Une pensée est tantôt un simple mouvement et tantôt une action de l’âme.

La pensée est subite et jaillit comme le feu ; l’idée naît comme le jour après la nuit, après l’aurore. L’une éblouit et l’autre éclaire.

Il n’y a que de l’esprit dans nos pensées ; il n’y a pas d’âge, d’expérience, et de cette gravité qui s’y joint, quand elles ont passé par les affaires humaines.

Le bon sens est de savoir ce qu’il faut faire ; le bon esprit, de savoir ce qu’il faut penser.

L’esprit consiste à avoir beaucoup de pensées inutiles, et le bon sens, à être bien pourvu des notions nécessaires.

La sagacité précède l’attention, de même que le tact précéde le toucher.

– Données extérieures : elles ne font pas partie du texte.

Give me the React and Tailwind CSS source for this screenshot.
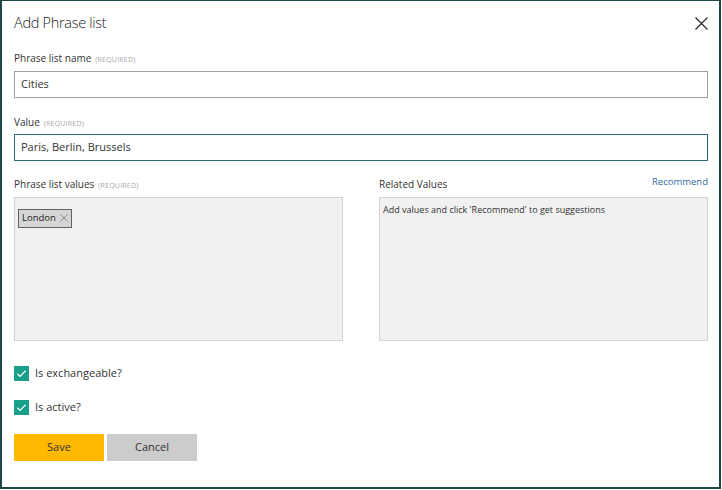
import React from 'react';

const font = { fontFamily: '"Open Sans", "Noto Sans", sans-serif' };

const Label = ({ children, required }) => (
  <div className="h-[14px] leading-[14px] text-[10px] text-[#333] whitespace-nowrap">
    {children}
    {required && <span className="ml-1 text-[7px] tracking-[0.2px] text-[#a8a8a8]">(REQUIRED)</span>}
  </div>
);

const Check = ({ label, className = '' }) => (
  <div className={`flex items-center h-[15px] ${className}`}>
    <span className="w-[15px] h-[15px] bg-[#1aa08a] flex items-center justify-center">
      <svg width="11" height="11" viewBox="0 0 12 12" fill="none">
        <path d="M1.5 6.2 L4.6 9.2 L10.6 2.8" stroke="#fff" strokeWidth="1.4" />
      </svg>
    </span>
    <span className="ml-[6px] text-[11px] text-[#333]">{label}</span>
  </div>
);

export default function App() {
  return (
    <div style={font} className="w-[722px] h-[490px] bg-white">
      <div className="w-[721px] h-[489px] border-x-2 border-b-2 border-t border-[#1d4848] pl-[12px] pt-[11px]">
        <div className="w-[694px]">
          {/* Header */}
          <div className="flex items-center justify-between h-[22px]">
            <div className="text-[14.5px] leading-[22px] font-light tracking-[-0.3px] text-[#222]">Add Phrase list</div>
            <svg width="13" height="13" viewBox="0 0 13 13">
              <path d="M0.5 0.5 L12.5 12.5 M12.5 0.5 L0.5 12.5" stroke="#222" strokeWidth="1.1" />
            </svg>
          </div>

          <div className="mt-[17px]">
            <Label required>Phrase list name</Label>
          </div>
          <div className="mt-[6px] h-[27px] border border-[#a0a0a0] flex items-center px-[6px] text-[11px] text-[#333]">
            Cities
          </div>

          <div className="mt-[17px]">
            <Label required>Value</Label>
          </div>
          <div className="mt-[5px] h-[27px] border border-[#2f6b7c] flex items-center px-[6px] text-[11px] text-[#333]">
            Paris, Berlin, Brussels
          </div>

          <div className="mt-[16px] flex gap-[36px]">
            <div className="w-[329px]">
              <Label required>Phrase list values</Label>
              <div className="mt-[6px] h-[144px] bg-[#f1f1f1] border border-[#d2d2d2] p-[5px] pl-[3px]">
                <span className="inline-flex items-center h-[19px] px-[3px] bg-[#d6d6d6] border border-[#606060] text-[9.5px] text-[#222]">
                  London
                  <svg width="8" height="8" viewBox="0 0 8 8" className="ml-[4px]">
                    <path d="M0.5 0.5 L7.5 7.5 M7.5 0.5 L0.5 7.5" stroke="#8a8a8a" strokeWidth="1" />
                  </svg>
                </span>
              </div>
            </div>
            <div className="w-[329px]">
              <div className="flex justify-between items-center h-[14px]">
                <Label>Related Values</Label>
                <span className="text-[9.5px] text-[#2e6da4] -mt-[4px]">Recommend</span>
              </div>
              <div className="mt-[6px] h-[144px] bg-[#f1f1f1] border border-[#d2d2d2] px-[3px] pt-[5px] text-[9px] text-[#333]">
                Add values and click 'Recommend' to get suggestions
              </div>
            </div>
          </div>

          <Check label="Is exchangeable?" className="mt-[25px]" />
          <Check label="Is active?" className="mt-[19px]" />

          <div className="mt-[19px] flex gap-[3px]">
            <button className="w-[90px] h-[27px] bg-[#ffb900] text-[11px] text-[#333]">Save</button>
            <button className="w-[90px] h-[27px] bg-[#cccccc] text-[11px] text-[#333]">Cancel</button>
          </div>
        </div>
      </div>
    </div>
  );
}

Y a-t-il quelque chose de meilleur que le jugement ? Oui : le don de voir, l’œil de l’esprit, l’instinct de la pénétration, le discernement prompt, enfin la sagacité naturelle pour découvrir tout ce qui est spirituel.

L’intelligence est la floraison, le développement complet du germe de la plante humaine.

Entre l’esprit et l’âme, il y a l’imagination, faculté naïve et riante, qui participe de l’un et de l’autre. Entre l’esprit et l’imagination, il y a le jugement, il y a le goût.

L’imagination est l’œil de l’âme.

J’appelle imagination la faculté de rendre sensible ce qui est intellectuel, d’incorporer ce qui est esprit ; en un mot, de mettre au jour, sans le dénaturer, ce qui est de soi-même invisible.

C’est à l’imagination que les plus grandes vérités sont révélées : par exemple, la providence, sa marche, ses desseins ; ils échappent à notre jugement ; l’imagination seule les voit.

Sans l’imagination, la sensibilité est réduite au moment où l’on existe ; les sensations sont plus vives, plus courtes, et n’ont point d’harmonie dans leur succession.

LI.

L’imaginative, faculté animale, est fort différente de l’imagination, faculté intellectuelle. La première est passive ; la seconde, au contraire, est active et créatrice. Les enfants, les têtes faibles, les peureux, ont beaucoup d’imaginative. Les gens d’esprit, et de beaucoup d’esprit, ont seuls beaucoup d’imagination.

LII.

L’imagination est tellement nécessaire, dans la littérature et dans la vie, que ceux même qui n’en ont pas et la décrient, sont obligés de s’en faire une.